O Cerrado contém três das maiores bacias hidrográficas da América do Sul, (Tocantins-Araguaia, São Francisco e Prata) o que, de certa maneira, favorece sua biodiversidade. A paisagem do bioma é predominantemente caracterizada por extensas formações savânicas, interceptadas por matas ciliares ao longo dos rios, nos fundos de vale.

As árvores do bioma são muito peculiares, com troncos tortos, cobertos por uma cortiça grossa, cujas folhas são geralmente grandes e rígidas. Muitas plantas herbáceas têm órgãos subterrâneos para armazenar água e nutrientes. Os problemas mais comuns no Cerrado são normalmente causados pelo fogo, tanto na forma de incêndios naturais como os causados pelo homem.

Café Produtor de Águas

O Programa Café Produtor de Água é uma estratégia construída com base na constante busca por sustentabilidade na cadeia produtiva do café, bem como da necessidade da revitalização ambiental das bacias hidrográficas nas quais estão inseridas as regiões produtoras de café, muitas delas na região do Cerrado.

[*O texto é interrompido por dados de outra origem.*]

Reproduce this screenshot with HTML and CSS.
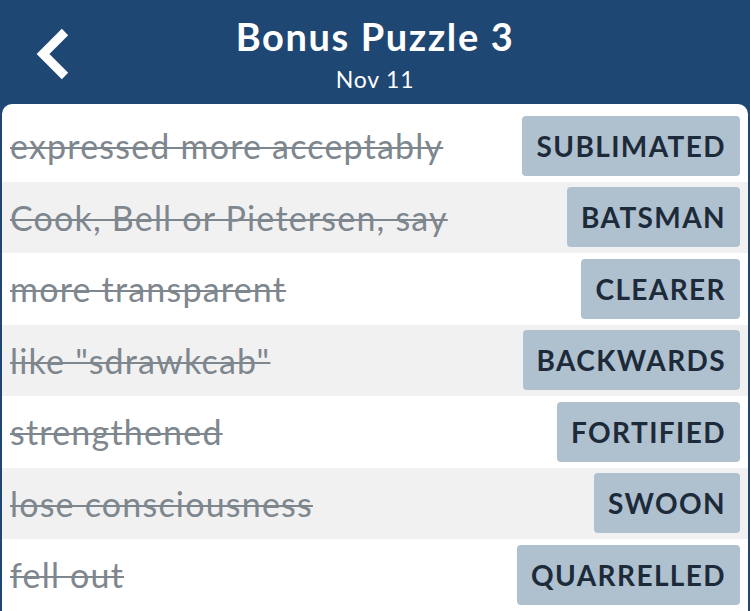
FILE: index.html
```html
<!DOCTYPE html>
<html lang="en">
<head>
    <meta charset="UTF-8">
    <meta name="viewport" content="width=device-width, initial-scale=1.0">
    <title>Bonus Puzzle 3</title>
    <link rel="stylesheet" href="styles.css">
</head>
<body>
    <header class="topbar">
        <button class="back" aria-label="Back">
            <svg width="40" height="56" viewBox="0 0 40 56">
                <path d="M30 4 L8 26 L30 48" fill="none" stroke="#ffffff" stroke-width="9" stroke-linejoin="miter"/>
            </svg>
        </button>
        <div class="heading">
            <h1>Bonus Puzzle 3</h1>
            <div class="date">Nov 11</div>
        </div>
    </header>

    <main class="panel">
        <div class="clue-row">
            <span class="clue">expressed more acceptably</span>
            <span class="answer">SUBLIMATED</span>
        </div>
        <div class="clue-row">
            <span class="clue">Cook, Bell or Pietersen, say</span>
            <span class="answer">BATSMAN</span>
        </div>
        <div class="clue-row">
            <span class="clue">more transparent</span>
            <span class="answer">CLEARER</span>
        </div>
        <div class="clue-row">
            <span class="clue">like "sdrawkcab"</span>
            <span class="answer">BACKWARDS</span>
        </div>
        <div class="clue-row">
            <span class="clue">strengthened</span>
            <span class="answer">FORTIFIED</span>
        </div>
        <div class="clue-row">
            <span class="clue">lose consciousness</span>
            <span class="answer">SWOON</span>
        </div>
        <div class="clue-row">
            <span class="clue">fell out</span>
            <span class="answer">QUARRELLED</span>
        </div>
    </main>
</body>
</html>
```

FILE: styles.css
```css
body {
    margin: 0;
    background-color: #1f4774;
    font-family: Lato, "Open Sans", sans-serif;
    overflow: hidden;
}
.topbar {
    position: relative;
    height: 104px;
    display: flex;
    justify-content: center;
    align-items: flex-start;
}
.back {
    position: absolute;
    left: 35px;
    top: 28px;
    padding: 0;
    border: none;
    background: none;
    cursor: pointer;
}
.heading {
    text-align: center;
    color: #ffffff;
    padding-top: 10px;
}
.heading h1 {
    margin: 0;
    font-size: 38px;
    font-weight: bold;
    letter-spacing: 1.6px;
    line-height: 52px;
}
.date {
    margin-top: 3px;
    font-size: 23px;
    letter-spacing: 0.8px;
    line-height: 28px;
}
.panel {
    margin: 0 2px;
    padding-top: 6px;
    background-color: #ffffff;
    border-radius: 10px 10px 0 0;
    min-height: 520px;
}
.clue-row {
    height: 71.5px;
    display: flex;
    justify-content: space-between;
    align-items: center;
    padding: 0 8px;
}
.clue-row:nth-child(even) {
    background-color: #f1f1f1;
}
.clue {
    font-size: 34px;
    letter-spacing: 1.2px;
    color: #7e868e;
    text-decoration: line-through;
    text-decoration-thickness: 2px;
}
.answer {
    height: 60px;
    line-height: 60px;
    padding: 0 14px;
    background-color: #afc0cf;
    border-radius: 4px;
    color: #1c2a39;
    font-size: 28px;
    font-weight: bold;
    letter-spacing: 1.4px;
}
```
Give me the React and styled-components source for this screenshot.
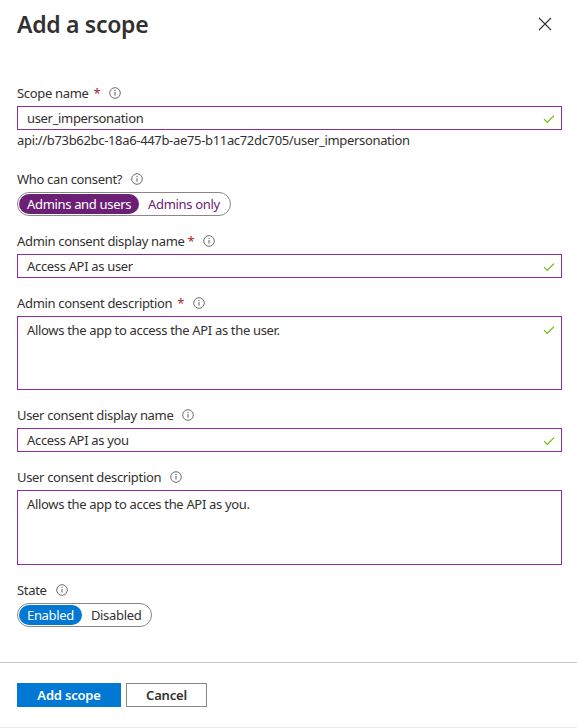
import React from 'react';
import styled, { createGlobalStyle } from 'styled-components';

const GlobalStyle = createGlobalStyle`
  html, body {
    margin: 0;
    padding: 0;
    background: #fff;
  }
  body {
    font-family: "Noto Sans", "Open Sans", sans-serif;
    color: #323130;
    letter-spacing: -0.33px;
  }
`;

const Panel = styled.div`
  width: 577px;
  height: 728px;
  display: flex;
  flex-direction: column;
  box-sizing: border-box;
  border-bottom: 1px solid #edebe9;
`;

const Header = styled.div`
  display: flex;
  justify-content: space-between;
  align-items: center;
  padding: 7px 24px 0 17px;
  height: 34px;
`;

const Title = styled.h1`
  margin: 0;
  font-size: 23px;
  font-weight: 600;
  color: #323130;
  letter-spacing: -0.3px;
`;

const CloseButton = styled.button`
  border: none;
  background: none;
  padding: 0;
  width: 16px;
  height: 16px;
  display: flex;
  align-items: center;
  justify-content: center;
  cursor: pointer;
`;

const Body = styled.div`
  flex: 1;
  padding: 42px 15px 0 17px;
`;

const Group = styled.div`
  margin-bottom: ${p => p.$gap || 15}px;
`;

const LabelRow = styled.div`
  display: flex;
  align-items: center;
  height: 20px;
  margin-bottom: 3px;
  font-size: 13px;
  color: #323130;
`;

const Star = styled.span`
  color: #a4262c;
  margin-left: ${p => (p.$tight ? 3 : 5)}px;
`;

const InfoWrap = styled.span`
  display: inline-flex;
  margin-left: 9px;
`;

const Field = styled.div`
  position: relative;
  box-sizing: border-box;
  height: ${p => p.$height}px;
  border: 1px solid #8a2ba0;
  padding: ${p => (p.$multi ? '4px 9px' : '0 9px')};
  display: flex;
  align-items: ${p => (p.$multi ? 'flex-start' : 'center')};
  font-size: 13px;
  color: #323130;
`;

const Check = styled.span`
  position: absolute;
  right: 6px;
  top: ${p => (p.$multi ? '8px' : '7px')};
  display: flex;
`;

const Hint = styled.div`
  font-size: 13px;
  line-height: 18px;
  margin-top: 1px;
  color: #323130;
`;

const Toggle = styled.div`
  display: inline-flex;
  align-items: center;
  box-sizing: border-box;
  height: 24px;
  border: 1px solid #8a8886;
  border-radius: 12px;
  padding: 1px;
`;

const Segment = styled.span`
  height: 20px;
  box-sizing: border-box;
  padding: 0 ${p => p.$pad || 9}px;
  display: flex;
  align-items: center;
  border-radius: 10px;
  font-size: 13px;
  background: ${p => (p.$active ? p.$color : 'transparent')};
  color: ${p => (p.$active ? '#fff' : p.$text)};
`;

const Footer = styled.div`
  border-top: 1px solid #c8c6c4;
  height: 65px;
  padding: 20px 0 0 17px;
  display: flex;
  gap: 5px;
  box-sizing: border-box;
`;

const Button = styled.button`
  height: 24px;
  box-sizing: border-box;
  width: ${p => p.$width}px;
  font-family: inherit;
  letter-spacing: -0.2px;
  font-size: 13px;
  font-weight: 600;
  border: 1px solid ${p => (p.$primary ? '#0078d4' : '#8a8886')};
  background: ${p => (p.$primary ? '#0078d4' : '#fff')};
  color: ${p => (p.$primary ? '#fff' : '#323130')};
  padding: 0;
  cursor: pointer;
`;

const InfoIcon = () => (
  <svg width="12" height="12" viewBox="0 0 12 12">
    <circle cx="6" cy="6" r="5.3" fill="none" stroke="#605e5c" strokeWidth="0.9" />
    <line x1="6" y1="5" x2="6" y2="8.6" stroke="#605e5c" strokeWidth="1" />
    <circle cx="6" cy="3.4" r="0.6" fill="#605e5c" />
  </svg>
);

const CheckIcon = () => (
  <svg width="12" height="10" viewBox="0 0 12 10">
    <path d="M1 5.2 L4.2 8.4 L11 1.6" fill="none" stroke="#6bb700" strokeWidth="1.1" />
  </svg>
);

const CloseIcon = () => (
  <svg width="14" height="14" viewBox="0 0 14 14">
    <path d="M1 1 L13 13 M13 1 L1 13" stroke="#323130" strokeWidth="1.1" />
  </svg>
);

const Label = ({ children, required, tight }) => (
  <LabelRow>
    {children}
    {required && <Star $tight={tight}>*</Star>}
    <InfoWrap>
      <InfoIcon />
    </InfoWrap>
  </LabelRow>
);

const Input = ({ value, height = 24, multi, valid = true }) => (
  <Field $height={height} $multi={multi}>
    {value}
    {valid && (
      <Check $multi={multi}>
        <CheckIcon />
      </Check>
    )}
  </Field>
);

export default function App() {
  return (
    <>
      <GlobalStyle />
      <Panel>
        <Header>
          <Title>Add a scope</Title>
          <CloseButton aria-label="Close">
            <CloseIcon />
          </CloseButton>
        </Header>
        <Body>
          <Group $gap={20}>
            <Label required>Scope name</Label>
            <Input value="user_impersonation" />
            <Hint>api://b73b62bc-18a6-447b-ae75-b11ac72dc705/user_impersonation</Hint>
          </Group>
          <Group>
            <Label>Who can consent?</Label>
            <Toggle>
              <Segment $active $color="#6b2076" $pad={8}>Admins and users</Segment>
              <Segment $text="#6b2076" $pad={9}>Admins only</Segment>
            </Toggle>
          </Group>
          <Group>
            <Label required tight>Admin consent display name</Label>
            <Input value="Access API as user" />
          </Group>
          <Group>
            <Label required>Admin consent description</Label>
            <Input multi height={74} value="Allows the app to access the API as the user." />
          </Group>
          <Group>
            <Label>User consent display name</Label>
            <Input value="Access API as you" />
          </Group>
          <Group>
            <Label>User consent description</Label>
            <Input multi height={75} valid={false} value="Allows the app to acces the API as you." />
          </Group>
          <Group>
            <Label>State</Label>
            <Toggle>
              <Segment $active $color="#0078d4" $pad={8}>Enabled</Segment>
              <Segment $text="#323130" $pad={9}>Disabled</Segment>
            </Toggle>
          </Group>
        </Body>
        <Footer>
          <Button $primary $width={104}>Add scope</Button>
          <Button $width={81}>Cancel</Button>
        </Footer>
      </Panel>
    </>
  );
}
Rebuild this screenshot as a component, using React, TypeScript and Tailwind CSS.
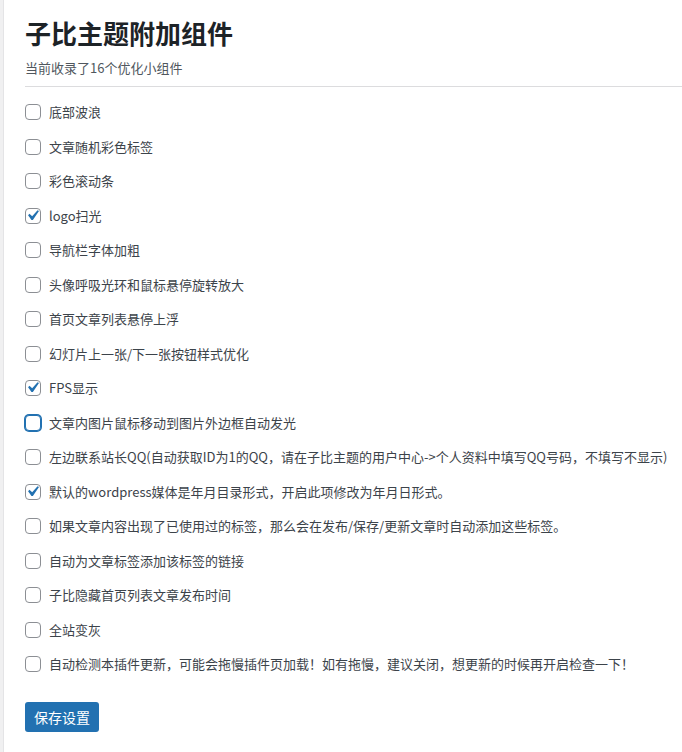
import { useState } from "react";

const items = [
  "底部波浪",
  "文章随机彩色标签",
  "彩色滚动条",
  "logo扫光",
  "导航栏字体加粗",
  "头像呼吸光环和鼠标悬停旋转放大",
  "首页文章列表悬停上浮",
  "幻灯片上一张/下一张按钮样式优化",
  "FPS显示",
  "文章内图片鼠标移动到图片外边框自动发光",
  "左边联系站长QQ(自动获取ID为1的QQ，请在子比主题的用户中心->个人资料中填写QQ号码，不填写不显示)",
  "默认的wordpress媒体是年月目录形式，开启此项修改为年月日形式。",
  "如果文章内容出现了已使用过的标签，那么会在发布/保存/更新文章时自动添加这些标签。",
  "自动为文章标签添加该标签的链接",
  "子比隐藏首页列表文章发布时间",
  "全站变灰",
  "自动检测本插件更新，可能会拖慢插件页加载！如有拖慢，建议关闭，想更新的时候再开启检查一下！",
];

export default function App() {
  const [checked, setChecked] = useState<boolean[]>(items.map((_, i) => i === 3 || i === 8 || i === 11));
  const focused = 9;

  const toggle = (i: number) => setChecked((c) => c.map((v, j) => (j === i ? !v : v)));

  return (
    <div
      className="min-h-[752px] bg-[#f0f0f1] pl-[3px]"
      style={{ fontFamily: '"Segoe UI", "Noto Sans CJK SC", "Noto Sans", sans-serif' }}
    >
      <div className="min-h-[752px] bg-white pl-[21px] pt-[15px] border-l border-[#e4e4e6]">
        <h1 className="text-[26px] leading-[36px] font-bold text-[#1d2327]">子比主题附加组件</h1>
        <p className="mt-[7px] text-[13px] leading-[20px] text-[#50575e]">当前收录了16个优化小组件</p>
        <hr className="mt-[8px] border-0 border-t border-[#dcdcde]" />

        <div className="mt-[8px]">
          {items.map((label, i) => (
            <label key={i} className="flex h-[34.5px] items-center gap-[8px] cursor-pointer">
              <span className="relative flex h-4 w-4 shrink-0">
                <input
                  type="checkbox"
                  checked={checked[i]}
                  onChange={() => toggle(i)}
                  className={
                    i === focused
                      ? "h-4 w-4 appearance-none rounded-[4px] border border-[#2271b1] bg-white shadow-[0_0_0_1px_#2271b1]"
                      : "h-4 w-4 appearance-none rounded-[4px] border border-[#8c8f94] bg-white"
                  }
                />
                {checked[i] && (
                  <svg
                    viewBox="0 0 20 20"
                    className="pointer-events-none absolute left-[-3px] top-[-3px] h-[21px] w-[21px]"
                  >
                    <path fill="#2271b1" d="M14.83 4.89l1.34.94-5.81 8.38H9.02L5.78 9.67l1.34-1.25 2.57 2.4z" />
                  </svg>
                )}
              </span>
              <span className="whitespace-nowrap text-[13px] leading-[20px] text-[#3c434a]">{label}</span>
            </label>
          ))}
        </div>

        <button className="mt-[20px] h-[30px] rounded-[3px] bg-[#2271b1] px-[9px] text-[14px] leading-[28px] text-white">
          保存设置
        </button>
      </div>
    </div>
  );
}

Além disso, tem por objetivo criar um ambiente favorável ao estabelecimento de parcerias entre entidades que atuam no segmento da cafeicultura, com vistas a viabilizar a implementação de práticas e manejos conservacionistas e de melhoria da cobertura vegetal, que contribuam para o abatimento efetivo da erosão e da sedimentação, e para o aumento da infiltração de água no solo. Outro ponto importante é que o programa contribui para promover a recomposição das matas ciliares.

No Sudoeste de Minas Gerais, além do Programa Produtor de Águas, desenvolvido em vários municípios e que já gerou pagamento pelos serviços de preservação ambiental prestados por produtores rurais, instituições apoiam programas específicos para a preservação de áreas, como o Conselho Nacional do Café (CNC).

O CNC, juntamente com parceiros como a Cooperativa Regional dos Cafeicultores em Guaxupé (Cooxupé), prefeitura, Emater e outros, implementou em Alpinópolis/MG, o projeto-piloto Programa Café Produtor de Água, cujos produtores que participam do projeto já receberam pelos serviços prestados. O sucesso gerou a sua ampliação e, em 2024, foi implantado no município de Monte Carmelo/MG.

Segundo o presidente do CNC, Silas Brasileiro, esse projeto visa à preservação dos mananciais, das matas ciliares e a conservação das estradas para escoamento da produção e, também, evita o assoreamento de rios e nascentes. “Esse projeto mostra ao mercado a preocupação do Brasil, como maior produtor de café do mundo, em preservar também seus mananciais” disse ele.